# Written exercise
Leaving the pictures aside, transcribe every line below exactly.

# Provided data
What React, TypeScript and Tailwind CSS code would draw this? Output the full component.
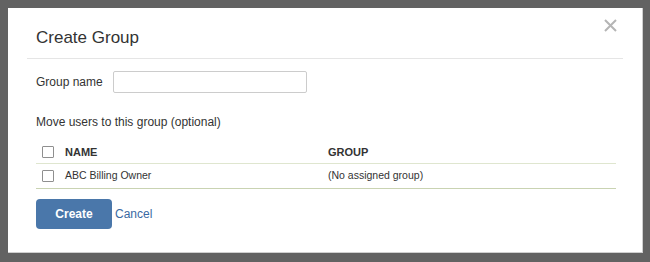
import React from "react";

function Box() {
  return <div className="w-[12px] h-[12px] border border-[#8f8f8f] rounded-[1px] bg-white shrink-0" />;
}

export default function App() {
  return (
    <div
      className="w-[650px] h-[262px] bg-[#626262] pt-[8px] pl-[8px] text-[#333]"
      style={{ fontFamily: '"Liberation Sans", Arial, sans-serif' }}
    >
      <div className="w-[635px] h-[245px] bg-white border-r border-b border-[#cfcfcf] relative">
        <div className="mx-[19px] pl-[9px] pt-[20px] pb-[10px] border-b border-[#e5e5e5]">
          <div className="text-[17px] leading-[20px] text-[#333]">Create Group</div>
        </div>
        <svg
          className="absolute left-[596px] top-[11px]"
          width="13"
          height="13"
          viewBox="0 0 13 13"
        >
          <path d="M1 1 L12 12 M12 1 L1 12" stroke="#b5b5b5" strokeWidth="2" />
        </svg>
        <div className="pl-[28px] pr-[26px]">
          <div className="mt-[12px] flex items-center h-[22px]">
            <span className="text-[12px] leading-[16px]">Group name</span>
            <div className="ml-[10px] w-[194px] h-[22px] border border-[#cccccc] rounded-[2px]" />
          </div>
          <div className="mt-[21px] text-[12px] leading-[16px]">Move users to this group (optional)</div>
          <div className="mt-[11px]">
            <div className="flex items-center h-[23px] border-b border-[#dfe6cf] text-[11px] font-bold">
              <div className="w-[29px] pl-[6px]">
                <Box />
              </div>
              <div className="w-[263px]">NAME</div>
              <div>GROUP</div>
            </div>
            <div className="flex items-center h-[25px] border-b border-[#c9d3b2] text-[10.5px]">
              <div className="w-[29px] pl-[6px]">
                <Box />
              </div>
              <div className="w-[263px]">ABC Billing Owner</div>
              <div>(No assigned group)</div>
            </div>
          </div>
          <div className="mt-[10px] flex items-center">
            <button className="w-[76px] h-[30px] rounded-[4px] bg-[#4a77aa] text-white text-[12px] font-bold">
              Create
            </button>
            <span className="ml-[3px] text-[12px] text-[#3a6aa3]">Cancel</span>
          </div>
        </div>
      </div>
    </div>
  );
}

# Answer for the task
What React, TypeScript and Tailwind CSS code would draw this? Output the full component.
import React from "react";

function Box() {
  return <div className="w-[12px] h-[12px] border border-[#8f8f8f] rounded-[1px] bg-white shrink-0" />;
}

export default function App() {
  return (
    <div
      className="w-[650px] h-[262px] bg-[#626262] pt-[8px] pl-[8px] text-[#333]"
      style={{ fontFamily: '"Liberation Sans", Arial, sans-serif' }}
    >
      <div className="w-[635px] h-[245px] bg-white border-r border-b border-[#cfcfcf] relative">
        <div className="mx-[19px] pl-[9px] pt-[20px] pb-[10px] border-b border-[#e5e5e5]">
          <div className="text-[17px] leading-[20px] text-[#333]">Create Group</div>
        </div>
        <svg
          className="absolute left-[596px] top-[11px]"
          width="13"
          height="13"
          viewBox="0 0 13 13"
        >
          <path d="M1 1 L12 12 M12 1 L1 12" stroke="#b5b5b5" strokeWidth="2" />
        </svg>
        <div className="pl-[28px] pr-[26px]">
          <div className="mt-[12px] flex items-center h-[22px]">
            <span className="text-[12px] leading-[16px]">Group name</span>
            <div className="ml-[10px] w-[194px] h-[22px] border border-[#cccccc] rounded-[2px]" />
          </div>
          <div className="mt-[21px] text-[12px] leading-[16px]">Move users to this group (optional)</div>
          <div className="mt-[11px]">
            <div className="flex items-center h-[23px] border-b border-[#dfe6cf] text-[11px] font-bold">
              <div className="w-[29px] pl-[6px]">
                <Box />
              </div>
              <div className="w-[263px]">NAME</div>
              <div>GROUP</div>
            </div>
            <div className="flex items-center h-[25px] border-b border-[#c9d3b2] text-[10.5px]">
              <div className="w-[29px] pl-[6px]">
                <Box />
              </div>
              <div className="w-[263px]">ABC Billing Owner</div>
              <div>(No assigned group)</div>
            </div>
          </div>
          <div className="mt-[10px] flex items-center">
            <button className="w-[76px] h-[30px] rounded-[4px] bg-[#4a77aa] text-white text-[12px] font-bold">
              Create
            </button>
            <span className="ml-[3px] text-[12px] text-[#3a6aa3]">Cancel</span>
          </div>
        </div>
      </div>
    </div>
  );
}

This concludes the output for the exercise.